Wednesday, August 2, 2017

An Eternal Future

I have written multiple times about the finite nature of the past, but until now I had not explained the relationship of this truth to the possibility of an eternal future.  I will again summarize why an infinite past is impossible before focusing my attention on the future.

An infinite past means a past without a beginning.  I have proven this to be impossible in actuality several times before, but I will do so one more time.  If there were an infinite number of moments in the past, the present could never arrive.  If an infinite number of things have to occur before I can wake up tomorrow morning, I will never be able to wake up.  If I have to count down from an infinite series of numbers before reaching the number five, I will never actually get to that number.  It is inescapably impossible for there to be an infinite number of past events, moments in time, and cause and effect relationships.

It is only impossible for there to be an infinite number of moments in the past, not for there to be an infinite number of moments in the future.  As I said already, it is impossible for the present moment of time to be reached if the past contained an infinite number of moments of time, for there would always be an infinity of moments before this present moment and thus it could never occur, and anyone who denies that the present exists rejects a necessary truth that is self-evident and self-verifying and cannot be false.  But it remains entirely possible for there to be an infinite future.  Nothing logically necessitates that the future have an end in the way that the past must have a beginning.

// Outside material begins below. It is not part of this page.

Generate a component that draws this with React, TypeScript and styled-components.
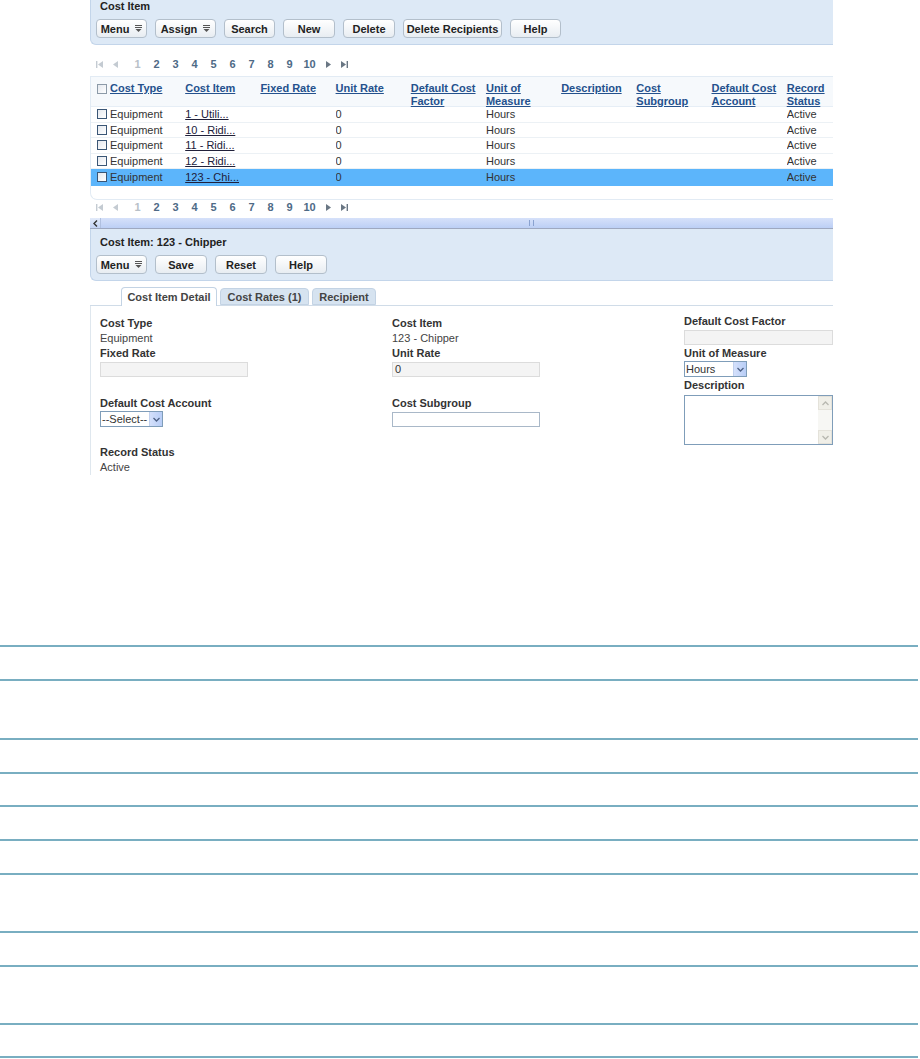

The future may stretch on and never reach a finite ending point.  Does this threaten the Christian position on the nature of time?  While the Bible clearly says that time had a beginning (Genesis 1:1, 2 Timothy 1:9, Titus 1:2), I do not see anything in it which indubitably teaches that time will have a definitive end.  It is possible that there is a verse which I do not recall that contradicts the latter part of this claim.  Time itself will not necessarily vanish according to the Christian worldview, although it will certainly not affect the redeemed in the afterlife in the same manner which it did during their terrestrial existence before.

I hope that these conclusions do indeed represent the Bible accurately, and I am willing to accept any legitimate correction if I come across a passage of Scripture that does actually demonstrate that the Bible says the future is finite as is the past.  I refrain from speculating about the possible nature of time in the Christian afterlife here out of a desire to avoid making claims which I cannot prove or reinforce with Biblical evidence at the present time.  Still, the objective, logically-provable fact that the past cannot be infinite concurs with the very first verse of the Bible.  Not everything that the Bible says about time is obscure or not externally verifiable.